You see, DH and I were returning home from a Christmas party, for which I’d worked hard to look and smell good – in vain because no compliment was given all night by the man I’d wanted to impress. My lips felt dry, so I applied the balm. DH sniffed and asked, “Did you just open something?”

“Why?” was my cautious response.

“Because I smell brake fluid.”

How romantic!

“Before I die I want to fall in love again,” I thought, miserably gazing at the snowflakes swirling outside the passenger window.

That was 26 years ago. I’ve learned true romance – the real treasure – is not in words but in actions. Like getting up a 5 a.m. Monday through Friday, putting in an 11-hour day, then coming home to maintaining a house, eventually getting to the items on the honey-do list, and placing a stone, at my request, where he buried my precious kitty Rascal.

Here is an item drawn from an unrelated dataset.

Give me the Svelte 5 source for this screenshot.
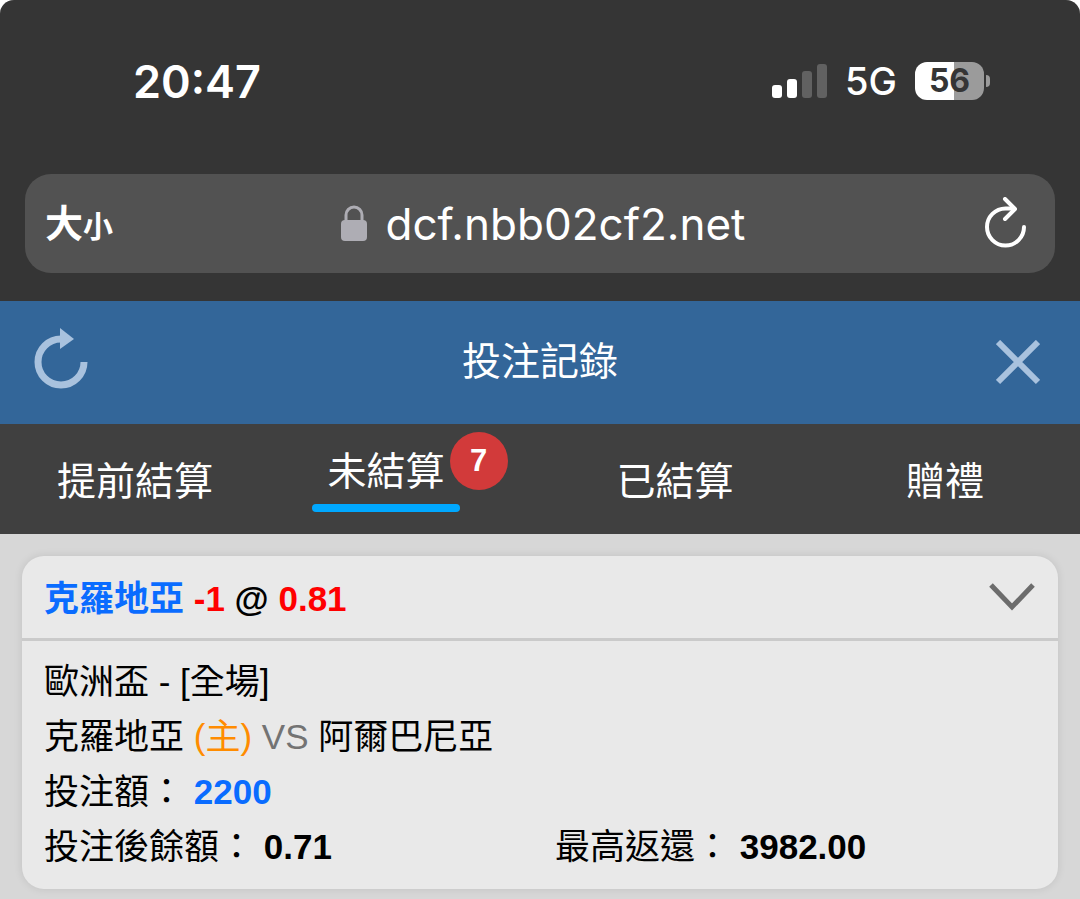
<script lang="ts">
  const signalBars = [
    { height: 13, on: true },
    { height: 19, on: true },
    { height: 27, on: false },
    { height: 34, on: false }
  ];

  const tabs = [
    { id: 'early', label: '提前結算', count: 0 },
    { id: 'open', label: '未結算', count: 7 },
    { id: 'settled', label: '已結算', count: 0 },
    { id: 'gift', label: '贈禮', count: 0 }
  ];

  const bet = {
    pick: '克羅地亞',
    handicap: '-1',
    odds: '0.81',
    league: '歐洲盃 - [全場]',
    home: '克羅地亞',
    away: '阿爾巴尼亞',
    stake: '2200',
    balance: '0.71',
    maxReturn: '3982.00'
  };

  let activeTab = $state('open');
  let expanded = $state(true);
</script>

<div class="phone">
  <div class="browser">
    <div class="status-bar">
      <time class="clock">20:47</time>
      <div class="status-right">
        <div class="signal">
          {#each signalBars as bar}
            <span class="bar" class:on={bar.on} style="height: {bar.height}px"></span>
          {/each}
        </div>
        <span class="network">5G</span>
        <div class="battery">
          <span class="battery-body">56</span>
          <span class="battery-tip"></span>
        </div>
      </div>
    </div>

    <div class="address-bar">
      <button class="text-size"><span class="big">大</span><span class="small">小</span></button>
      <div class="address">
        <svg class="lock" width="26" height="38" viewBox="0 0 26 38" aria-hidden="true">
          <path d="M5 18V10a8 8 0 0 1 16 0v8" fill="none" stroke="#aeadb4" stroke-width="3" />
          <rect x="0" y="15" width="26" height="21" rx="4" fill="#aeadb4" />
        </svg>
        <span>dcf.nbb02cf2.net</span>
      </div>
      <button class="reload" aria-label="重新載入">
        <svg width="42" height="54" viewBox="0 0 42 54" fill="none" stroke="#fff" stroke-width="4" stroke-linecap="round" stroke-linejoin="round">
          <path d="M39 30A18.500 18.500 0 1 1 20.500 11.500H29" />
          <path d="M20 2L30 12L20 22" />
        </svg>
      </button>
    </div>
  </div>

  <header class="page-header">
    <button aria-label="重新整理">
      <svg width="54" height="70" viewBox="0 0 54 70">
        <path d="M50 34A23 23 0 1 1 27 11" fill="none" stroke="#a9c2de" stroke-width="7" />
        <path d="M26 0L40 11L26 21Z" fill="#a9c2de" />
      </svg>
    </button>
    <h1>投注記錄</h1>
    <button class="close" aria-label="關閉">
      <svg width="44" height="46" viewBox="0 0 44 46" stroke="#a9c2de" stroke-width="6">
        <path d="M2 2L42 42M42 2L2 42" />
      </svg>
    </button>
  </header>

  <nav class="tabs">
    {#each tabs as tab (tab.id)}
      <button class="tab" class:active={activeTab === tab.id} onclick={() => (activeTab = tab.id)}>
        <span class="tab-label">{tab.label}</span>
        {#if tab.count > 0}
          <span class="badge">{tab.count}</span>
        {/if}
      </button>
    {/each}
  </nav>

  <main>
    <article class="card">
      <div class="card-head">
        <h2>
          <span class="blue">{bet.pick}</span>
          <span class="red">{bet.handicap}</span>
          @
          <span class="red">{bet.odds}</span>
        </h2>
        <button aria-label="展開" aria-expanded={expanded} onclick={() => (expanded = !expanded)}>
          <svg width="48" height="28" viewBox="0 0 48 28" fill="none" stroke="#6c6c6c" stroke-width="5">
            <path d="M3 2L24 24L45 2" />
          </svg>
        </button>
      </div>
      {#if expanded}
        <div class="card-body">
          <p>{bet.league}</p>
          <p>{bet.home} <span class="host">(主)</span> <span class="versus">VS</span> {bet.away}</p>
          <p>投注額： <b class="blue">{bet.stake}</b></p>
          <div class="totals">
            <p>投注後餘額： <b>{bet.balance}</b></p>
            <p>最高返還： <b>{bet.maxReturn}</b></p>
          </div>
        </div>
      {/if}
    </article>
  </main>
</div>

<style>
  :global(body) {
    margin: 0;
    background: #fff;
  }

  .phone {
    min-height: 100vh;
    display: flex;
    flex-direction: column;
    border-radius: 14px 14px 0 0;
    overflow: hidden;
    background: #d7d7d7;
    font-family: "Liberation Sans", "Noto Sans CJK TC", sans-serif;
  }

  button {
    display: flex;
    align-items: center;
    padding: 0;
    border: 0;
    background: none;
    color: inherit;
    font: inherit;
    cursor: pointer;
  }

  svg {
    display: block;
  }

  .browser {
    padding: 50px 25px 28px;
    background: #353535;
    color: #fff;
    font-family: Inter, "Noto Sans CJK TC", sans-serif;
  }

  .status-bar {
    display: flex;
    justify-content: space-between;
    align-items: center;
    height: 62px;
    margin-bottom: 62px;
    padding: 0 65px 0 108px;
  }

  .clock {
    font-size: 45px;
    font-weight: 600;
  }

  .status-right {
    display: flex;
    align-items: center;
    gap: 18px;
  }

  .signal {
    display: flex;
    align-items: flex-end;
    gap: 5px;
  }

  .bar {
    width: 10px;
    border-radius: 3px;
    background: #616161;
  }

  .bar.on {
    background: #fff;
  }

  .network {
    font-size: 38px;
    font-weight: 500;
  }

  .battery {
    display: flex;
    align-items: center;
    gap: 2px;
  }

  .battery-body {
    width: 69px;
    border-radius: 12px;
    background: linear-gradient(90deg, #fff 56%, #9b9b9b 56%);
    color: #353535;
    font-size: 32px;
    font-weight: 700;
    line-height: 38px;
    text-align: center;
  }

  .battery-tip {
    width: 4px;
    height: 12px;
    border-radius: 0 6px 6px 0;
    background: #9b9b9b;
  }

  .address-bar {
    display: flex;
    align-items: center;
    justify-content: space-between;
    height: 99px;
    padding: 0 28px 0 20px;
    border-radius: 26px;
    background: #525252;
  }

  .text-size {
    align-items: baseline;
    padding-bottom: 6px;
    font-weight: 700;
  }

  .text-size .big {
    font-size: 38px;
  }

  .text-size .small {
    font-size: 30px;
  }

  .address {
    display: flex;
    align-items: center;
    gap: 19px;
    padding-right: 12px;
    font-size: 44px;
  }

  .page-header {
    display: grid;
    grid-template-columns: 1fr auto 1fr;
    align-items: center;
    height: 123px;
    padding: 0 40px 0 34px;
    background: #336699;
    color: #fff;
  }

  .close {
    justify-self: end;
  }

  h1 {
    margin: 0;
    padding: 0 0 10px 6px;
    font-size: 39px;
    font-weight: 400;
  }

  .tabs {
    display: grid;
    grid-template-columns: repeat(4, 1fr);
    height: 110px;
    background: #404040;
    color: #fff;
    font-size: 39px;
  }

  .tab {
    justify-content: center;
  }

  .tab-label {
    padding-top: 6px;
    line-height: 54px;
  }

  .tab.active .tab-label {
    padding: 0 15px 2px;
  }

  .tab.active .tab-label::after {
    content: "";
    display: block;
    height: 8px;
    margin: 5px -15px 0;
    border-radius: 4px;
    background: #00a8ff;
  }

  .badge {
    align-self: flex-start;
    width: 58px;
    margin: 8px -10px 0;
    border-radius: 50%;
    background: #d23a3a;
    font-size: 31px;
    font-weight: 700;
    line-height: 58px;
    text-align: center;
  }

  main {
    padding: 22px 22px 10px;
  }

  .card {
    border-radius: 22px;
    background: #e9e9e9;
    box-shadow: 0 0 8px rgba(0, 0, 0, 0.1);
    color: #000;
    font-size: 35px;
  }

  .card-head {
    display: flex;
    align-items: center;
    justify-content: space-between;
    height: 82px;
    padding: 0 22px;
    border-bottom: 3px solid #cacaca;
  }

  h2 {
    margin: 0;
    padding-bottom: 4px;
    font-size: 35px;
    font-weight: 700;
  }

  .card-body {
    padding: 13px 22px 15px;
    line-height: 55px;
  }

  p {
    margin: 0;
  }

  .totals {
    display: grid;
    grid-template-columns: 511fr 481fr;
  }

  .blue {
    color: #0a6cff;
  }

  .red {
    color: #ff0000;
  }

  .host {
    color: #ff8c00;
  }

  .versus {
    color: #737373;
  }
</style>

It’s stopping on the way home from work and picking a bouquet of tiger lilies or daffodils to surprise me. It’s encouraging me and freeing up my time so I can pursue my dream of writing. It’s supporting me in my decisions. It’s believing in me even when I don’t.

This blog didn’t turn out the way I planned. I began writing about traditions. Somehow, “traditions” led to “treasures,” and “treasures” led to DH – a treasure for a lifetime.

Good timing, too. Because today is his birthday. And I got the gift.

What are some of the treasures of your heart?

Thank you, Lord, for helping me to see clearly the real treasures in my life. Amen.